ESD-Energieketten für den ATEX-/Ex-Bereich

Christian Ziegler | 1. April 2020

Was bedeutet eigentlich ATEX? Und was bedeutet das für die Auswahl meiner Energiekette für den Ex-Bereich? Hier geben wir Ihnen Antwort auf die wichtigsten Fragen.

ESD-Energieketten für den ATEX/Ex-Bereich

ATEX-Richtlinien

ATEX ist eine Abkürzung für das französische ATmosphères EXplosibles und wird als Synonym für die EU-Richtlinien zum Explosionsschutz verwendet. Aktuell gibt es zwei Richtlinien: Die ATEX-Produktrichtlinie 2014/34/EU und die ATEX-Betriebsrichtlinie 1999/92/EG. Die Produktrichtlinie formuliert Anforderungen an Produkte, die in explosionsgefährdeten Bereichen (sog. Ex-Bereichen) eingesetzt werden. Explosionsgefahren treten zum Beispiel in der chemischen Industrie und im Bergbau auf, aber auch in vielen Bereichen der verarbeitenden Industrie: Getreidelager und – mühlen, Lackieranlagen, Holzbearbeitung, Textilverarbeitung, uvm.

Für die Beurteilung von Energieketten wird also die Produktrichtlinie herangezogen. In dieser wird klar definiert: Komponenten im Sinne der ATEX-Richtlinie sind „Bauteile, die für den sicheren Betrieb von Geräten und Schutzsystemen erforderlich sind, ohne jedoch selbst eine autonome Funktion zu erfüllen“. Diese Beschreibung trifft zunächst einmal auf Energieketten zu.

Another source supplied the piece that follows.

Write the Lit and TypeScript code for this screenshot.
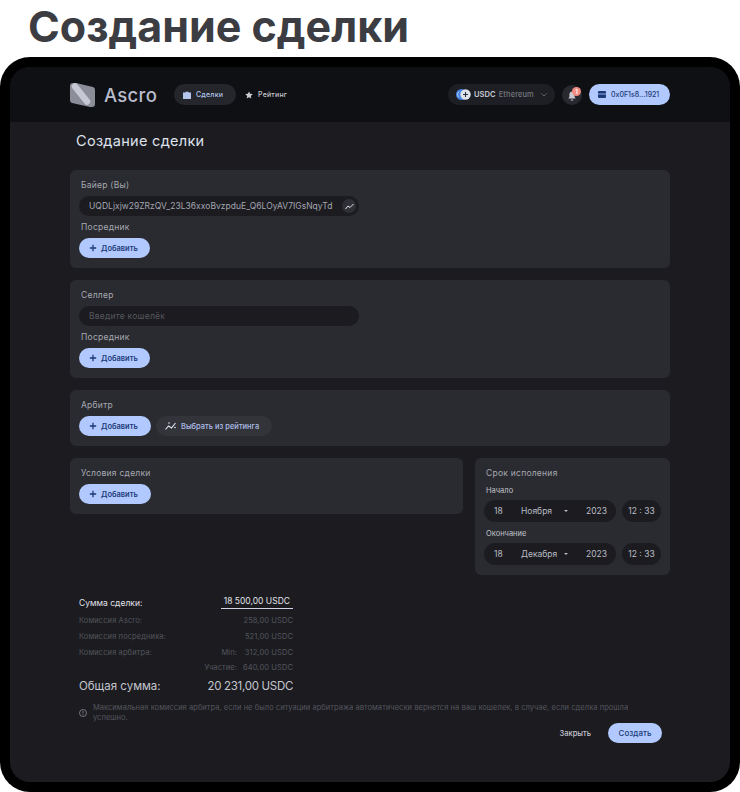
import { LitElement, html, css } from "lit";
import { customElement } from "lit/decorators.js";

const plus = html`<svg class="plus" viewBox="0 0 10 10"><path d="M5 1v8M1 5h8" /></svg>`;

@customElement("app-root")
export class AppRoot extends LitElement {
  static styles = css`
    :host { display: block; width: 740px; height: 792px; overflow: hidden; background: #fff; font-family: Inter, "Noto Sans", sans-serif; }
    * { box-sizing: border-box; }
    h1 { margin: 0; height: 57px; padding-left: 28px; font: 700 43px/52px Inter, "Liberation Sans", sans-serif; color: #3c3d42; white-space: nowrap; }
    .frame { height: 735px; background: #000; border-radius: 30px; padding: 10px; }
    .screen { height: 715px; background: #1b1b20; border-radius: 20px; overflow: hidden; display: flex; flex-direction: column; }
    header { height: 55px; flex: none; background: #0f1014; display: flex; align-items: center; padding: 0 60px; }
    .logo { display: flex; align-items: center; gap: 9px; width: 104px; font-size: 18.5px; font-weight: 500; color: #b9bdcc; letter-spacing: 0.3px; }
    .logo svg { width: 25px; height: 25px; flex: none; }
    .nav { height: 21px; display: flex; align-items: center; gap: 5px; border-radius: 11px; font-size: 7px; font-weight: 500; letter-spacing: .2px; }
    .nav svg { width: 8px; height: 8px; flex: none; }
    .nav.on { width: 62px; padding-left: 9px; background: #25262b; color: #b4c6ee; gap: 5px; }
    .nav.off { margin-left: 9px; color: #c8cad2; gap: 5px; }
    .spacer { flex: 1; }
    .chain { width: 107px; height: 21px; background: #1e1f24; border-radius: 11px; display: flex; align-items: center; padding-left: 8px; font-size: 7.5px; font-weight: 600; color: #c9ccd6; gap: 3px; letter-spacing: .1px; }
    .chain svg.c { width: 15px; height: 11px; flex: none; }
    .chain span { color: #74767f; font-weight: 500; }
    .chain svg.d { width: 6px; height: 4px; margin-left: 4px; }
    .bell { width: 20px; height: 20px; margin-left: 7px; border-radius: 50%; background: #28292e; position: relative; display: flex; align-items: center; justify-content: center; }
    .bell svg { width: 8px; height: 10px; margin-top: 3px; }
    .badge { position: absolute; top: 2px; left: 10px; width: 9px; height: 9px; border-radius: 50%; background: #f28b80; color: #fff; font-size: 6px; line-height: 9px; text-align: center; font-weight: 600; }
    .wallet { width: 81px; height: 21px; margin-left: 7px; background: #b1c9ff; border-radius: 11px; display: flex; align-items: center; padding-left: 9px; gap: 5px; color: #1c3a78; font-size: 7px; font-weight: 500; white-space: nowrap; }
    .wallet svg { width: 8px; height: 7px; flex: none; }
    main { padding: 0 60px; flex: 1; display: flex; flex-direction: column; }
    h2 { margin: 0; height: 48px; padding: 10px 0 0 6px; font-size: 14.5px; line-height: 18px; font-weight: 400; color: #dfe2ec; letter-spacing: .3px; }
    .card { background: #2a2b30; border-radius: 6px; padding: 9px 9px 10px; margin-bottom: 12px; display: flex; flex-direction: column; }
    .lab { height: 12px; padding-left: 2px; font-size: 8.5px; line-height: 12px; color: #a6a8b0; letter-spacing: .25px; }
    .lab.s { margin: 5px 0; }
    .lab.t { margin-bottom: 5px; }
    .input { width: 280px; height: 20px; border-radius: 10px; background: #1b1b20; display: flex; align-items: center; justify-content: space-between; padding: 0 3px 0 10px; font-size: 8.5px; letter-spacing: .03px; color: #a4a6b0; white-space: nowrap; overflow: hidden; }
    .input.ph { color: #56575e; letter-spacing: .22px; }
    .ic { width: 14px; height: 14px; border-radius: 50%; background: #2f3036; display: flex; align-items: center; justify-content: center; flex: none; }
    .ic svg { width: 9px; height: 7px; }
    .btn { width: 71px; height: 20px; border-radius: 10px; background: #b1c9ff; display: flex; align-items: center; padding-left: 10px; gap: 4px; color: #1c3a78; font-size: 7.5px; font-weight: 600; border: 0; }
    .btn.w { width: 72px; }
    .plus { width: 8px; height: 8px; flex: none; }
    .plus path { stroke: #1c3a78; stroke-width: 1.6; fill: none; }
    .rowb { display: flex; gap: 5px; }
    .ghost { width: 116px; height: 20px; border-radius: 10px; background: #33343a; display: flex; align-items: center; padding-left: 9px; gap: 4px; color: #aebfe8; font-size: 7.5px; font-weight: 500; }
    .ghost svg { width: 12px; height: 10px; flex: none; }
    .split { display: flex; gap: 12px; align-items: flex-start; }
    .split .card { margin: 0; }
    .l { width: 393px; }
    .r { width: 195px; }
    .mini { height: 10px; font-size: 7.5px; line-height: 10px; color: #c0c2ca; padding-left: 2px; margin: 7px 0 4px; }
    .dates { display: flex; gap: 6px; }
    .date { width: 132px; height: 22px; border-radius: 11px; background: #1b1b20; display: flex; align-items: center; font-size: 8.5px; color: #b9bbc4; position: relative; }
    .date span { position: absolute; white-space: nowrap; }
    .d1 { left: 10px; }
    .d2 { left: 37px; }
    .d3 { left: 102px; }
    .caret { position: absolute; left: 80px; top: 10px; width: 0; height: 0; border: 2px solid transparent; border-top: 2px solid #b9bbc4; }
    .time { width: 39px; height: 22px; border-radius: 11px; background: #1b1b20; display: flex; align-items: center; justify-content: center; font-size: 8.5px; color: #b9bbc4; }
    .sum { width: 214px; margin: 21px 0 0 9px; display: flex; flex-direction: column; }
    .sr { display: grid; grid-template-columns: 1fr auto; align-items: center; height: 16px; font-size: 7.5px; color: #55565d; letter-spacing: .1px; }
    .sr.last { height: 15px; }
    .sr.main { height: 13px; margin-bottom: 3px; font-size: 8.5px; color: #e1e3ea; font-weight: 400; letter-spacing: 0; }
    .sr.main b { font-weight: 400; border-bottom: 1px solid #cfd3e4; padding: 0 3px 2px 3px; line-height: 10px; letter-spacing: 0; }
    .sr i { font-style: normal; position: relative; white-space: nowrap; }
    .m { position: absolute; right: 56px; }
    .sr.total { height: 18px; margin-top: 2px; font-size: 11.5px; color: #c4c6cf; letter-spacing: 0; }
    .sr.total i { letter-spacing: -.3px; }
    .note { display: flex; gap: 6px; margin: 8px 0 0 9px; width: 552px; align-items: center; font-size: 7.5px; line-height: 10px; color: #55565d; letter-spacing: .05px; }
    .note svg { width: 8px; height: 8px; flex: none; }
    .acts { display: flex; justify-content: flex-end; align-items: center; gap: 17px; padding-right: 8px; }
    .close { font-size: 7.5px; font-weight: 500; color: #c4c6cf; }
    .create { width: 54px; height: 20px; border-radius: 10px; background: #b1c9ff; color: #1c3a78; font-size: 8px; font-weight: 500; display: flex; align-items: center; justify-content: center; }
  `;

  date(d: string, m: string, y: string) {
    return html`<div class="dates"><div class="date"><span class="d1">${d}</span><span class="d2">${m}</span><div class="caret"></div><span class="d3">${y}</span></div><div class="time">12 : 33</div></div>`;
  }

  render() {
    const trend = html`<svg viewBox="0 0 9 7"><path d="M.5 6 3 3l2 1.500L8.500 1" fill="none" stroke="#e4e6ee" stroke-width="1"/></svg>`;
    return html`
      <h1>Создание сделки</h1>
      <div class="frame"><div class="screen">
        <header>
          <div class="logo"><svg viewBox="0 0 25 25">
            <path d="M3 1h3l17 4q2 .5 2 3v14q0 3-3 3h-2L2 21q-2-.5-2-3V4q0-3 3-3z" fill="#8b8e99"/>
            <path d="M5 4.500 17 19.500" stroke="#c6c9d3" stroke-width="6.500" stroke-linecap="round"/>
          </svg>Ascro</div>
          <div class="nav on"><svg viewBox="0 0 8 8"><path d="M2.500 1.500V.8h3v.7H8V8H0V1.500z" fill="#b4c6ee"/></svg>Сделки</div>
          <div class="nav off"><svg viewBox="0 0 10 10"><path d="m5 .5 1.400 3 3.300.4-2.400 2.200.6 3.300L5 7.800 2.100 9.400l.6-3.300L.3 3.900l3.300-.4z" fill="#c8cad2"/></svg>Рейтинг</div>
          <div class="spacer"></div>
          <div class="chain"><svg class="c" viewBox="0 0 15 11"><circle cx="5.500" cy="5.500" r="5.500" fill="#3f7fe0"/><path d="M3 2.500a4 4 0 0 0 0 6" stroke="#e8ebf2" stroke-width=".8" fill="none"/><circle cx="9.500" cy="5.500" r="5.200" fill="#dfe3ec"/><path d="M9.500 3v5M7 5.500h5" stroke="#2b3040" stroke-width="1.100"/></svg>USDC <span>Ethereum</span><svg class="d" viewBox="0 0 6 4"><path d="m.5.5 2.500 2.500L5.500.5" stroke="#74767f" fill="none" stroke-width=".8"/></svg></div>
          <div class="bell"><svg viewBox="0 0 8 10"><path d="M4 .5A2.600 2.600 0 0 0 1.400 3v3L.3 7.500h7.400L6.600 6V3A2.600 2.600 0 0 0 4 .5zM2.800 8.500h2.400v1H2.800z" fill="#c8cad2"/></svg><div class="badge">1</div></div>
          <div class="wallet"><svg viewBox="0 0 8 7"><path d="M1 0h6a1 1 0 0 1 1 1v5a1 1 0 0 1-1 1H1a1 1 0 0 1-1-1V1a1 1 0 0 1 1-1z" fill="#1c3a78"/><path d="M0 3h8" stroke="#b1c9ff" stroke-width=".8"/></svg>0x0F1s8...1921</div>
        </header>
        <main>
          <h2>Создание сделки</h2>
          <div class="card">
            <div class="lab t">Байер (Вы)</div>
            <div class="input">UQDLjxjw29ZRzQV_23L36xxoBvzpduE_Q6LOyAV7IGsNqyTd<div class="ic">${trend}</div></div>
            <div class="lab s">Посредник</div>
            <div class="btn">${plus}Добавить</div>
          </div>
          <div class="card">
            <div class="lab t">Селлер</div>
            <div class="input ph">Введите кошелёк</div>
            <div class="lab s">Посредник</div>
            <div class="btn">${plus}Добавить</div>
          </div>
          <div class="card">
            <div class="lab t">Арбитр</div>
            <div class="rowb"><div class="btn w">${plus}Добавить</div>
            <div class="ghost"><svg viewBox="0 0 12 10"><path d="M.5 8.500 3.500 5 6.500 7 10.500 2" fill="none" stroke="#e4e8f5" stroke-width="1.100"/><circle cx="4" cy="2" r=".8" fill="#e4e8f5"/><circle cx="10" cy="6.500" r=".8" fill="#e4e8f5"/></svg>Выбрать из рейтинга</div></div>
          </div>
          <div class="split">
            <div class="card l">
              <div class="lab t">Условия сделки</div>
              <div class="btn w">${plus}Добавить</div>
            </div>
            <div class="card r">
              <div class="lab">Срок исполения</div>
              <div class="mini">Начало</div>
              ${this.date("18", "Ноября", "2023")}
              <div class="mini">Окончание</div>
              ${this.date("18", "Декабря", "2023")}
            </div>
          </div>
          <div class="sum">
            <div class="sr main"><span>Сумма сделки:</span><b>18 500,00 USDC</b></div>
            <div class="sr"><span>Комиссия Ascro:</span><i>258,00 USDC</i></div>
            <div class="sr"><span>Комиссия посредника:</span><i>521,00 USDC</i></div>
            <div class="sr"><span>Комиссия арбитра:</span><i><span class="m">Min:</span>312,00 USDC</i></div>
            <div class="sr last"><span></span><i><span class="m">Участие:</span>640,00 USDC</i></div>
            <div class="sr total"><span>Общая сумма:</span><i>20 231,00 USDC</i></div>
          </div>
          <div class="note"><svg viewBox="0 0 8 8"><circle cx="4" cy="4" r="3.500" fill="none" stroke="#8b8d95" stroke-width=".8"/><path d="M4 2v2.500M4 5.300v.8" stroke="#8b8d95" stroke-width=".8"/></svg><div>Максимальная комиссия арбитра, если не было ситуации арбитража автоматически вернется на ваш кошелек, в случае, если сделка прошла успешно.</div></div>
          <div class="acts"><div class="close">Закрыть</div><div class="create">Создать</div></div>
        </main>
      </div></div>
    `;
  }
}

Anforderungen an die Energiekette

Was bedeutet das jetzt konkret für die Auswahl einer geeigneten Energiekette für den Ex-Bereich? Muss die Kette ATEX-konform sein? Das ist gar nicht so einfach zu beantworten. Denn obwohl eine Schleppkette gemäß ATEX-Definition eine Komponente darstellt, muss die Kette selbst nicht zertifiziert sein. Wieso das? Nun, laut einem Gutachten des TÜV Rheinland fallen Energieketten nicht unter die Richtlinie 2014/34/EU: Weil sie selbst keine autonome Funktion haben und angetrieben werden müssen. Und weil sie keine eigene Zündquelle haben. Eine mögliche elektrostatische Aufladung sei kein alleiniges Kriterium, um unter die Richtlinie zu fallen.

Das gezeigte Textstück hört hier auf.